Emma’s eyes were instantly withdrawn; and she sat silently meditating, in a fixed attitude, for a few minutes. A few minutes were sufficient for making her acquainted with her own heart. A mind like hers, once opening to suspicion, made rapid progress; she touched, she admitted, she acknowledged the whole truth. Why was it so much worse that Harriet should be in love with Mr. Knightley than with Frank Churchill? Why was the evil so dreadfully increased by Harriet’s having some hope of a return? It darted through her with the speed of an arrow that Mr. Knightley must marry no one but herself!
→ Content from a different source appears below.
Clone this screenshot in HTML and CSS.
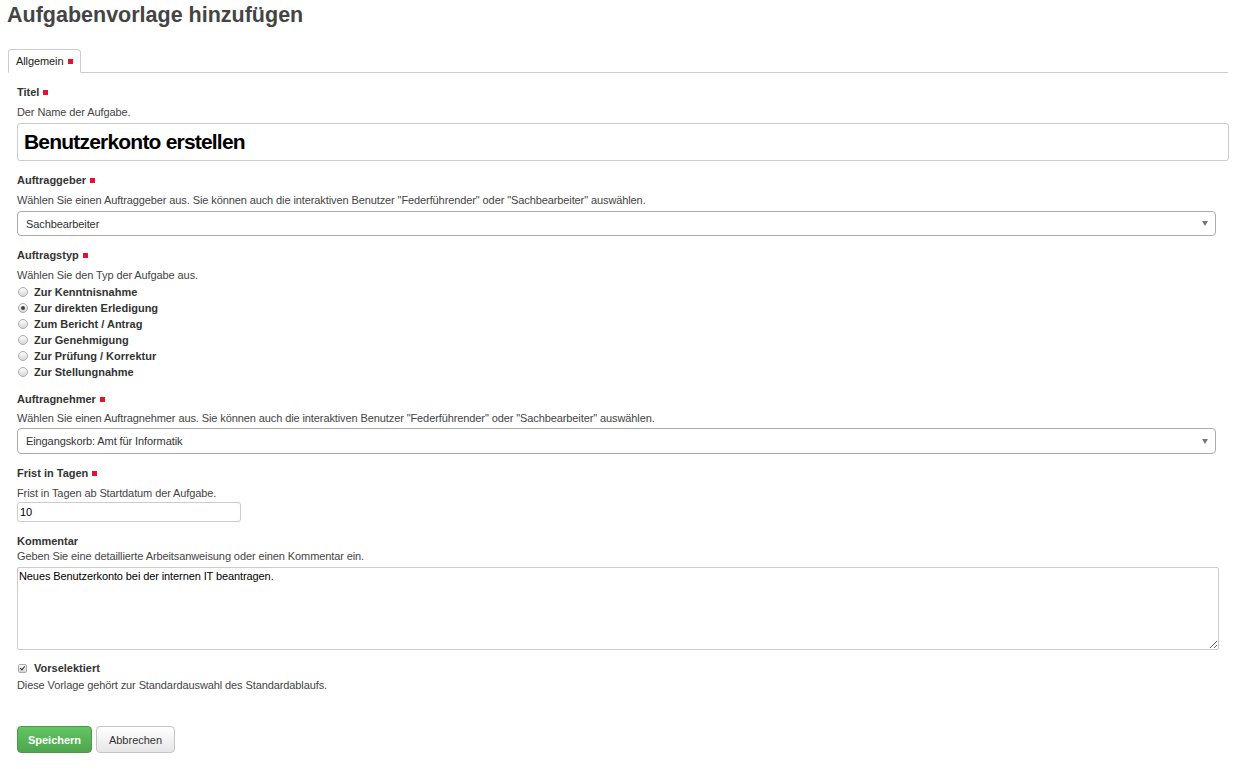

This quotation, from Chapter 47, comes in the midst of Emma’s conversation with Harriet in which Harriet confesses her feelings for Mr. Knightley. For the majority of the novel, Emma’s suspicions and her attention have been misdirected, focusing on Harriet’s possible matches and on her speculations about Jane. Once her perceptiveness and ability to see beyond appearances are finally directed appropriately (after her realization that Frank and Jane are engaged), she makes a swift leap forward in her own self-understanding. However, Emma does not come to the realization that she loves Knightley on her own; only her jealousy of Harriet brings her there. The relationship between Emma and Knightley, though based on their private history together, takes shape only in the context of the surrounding web of social relationships.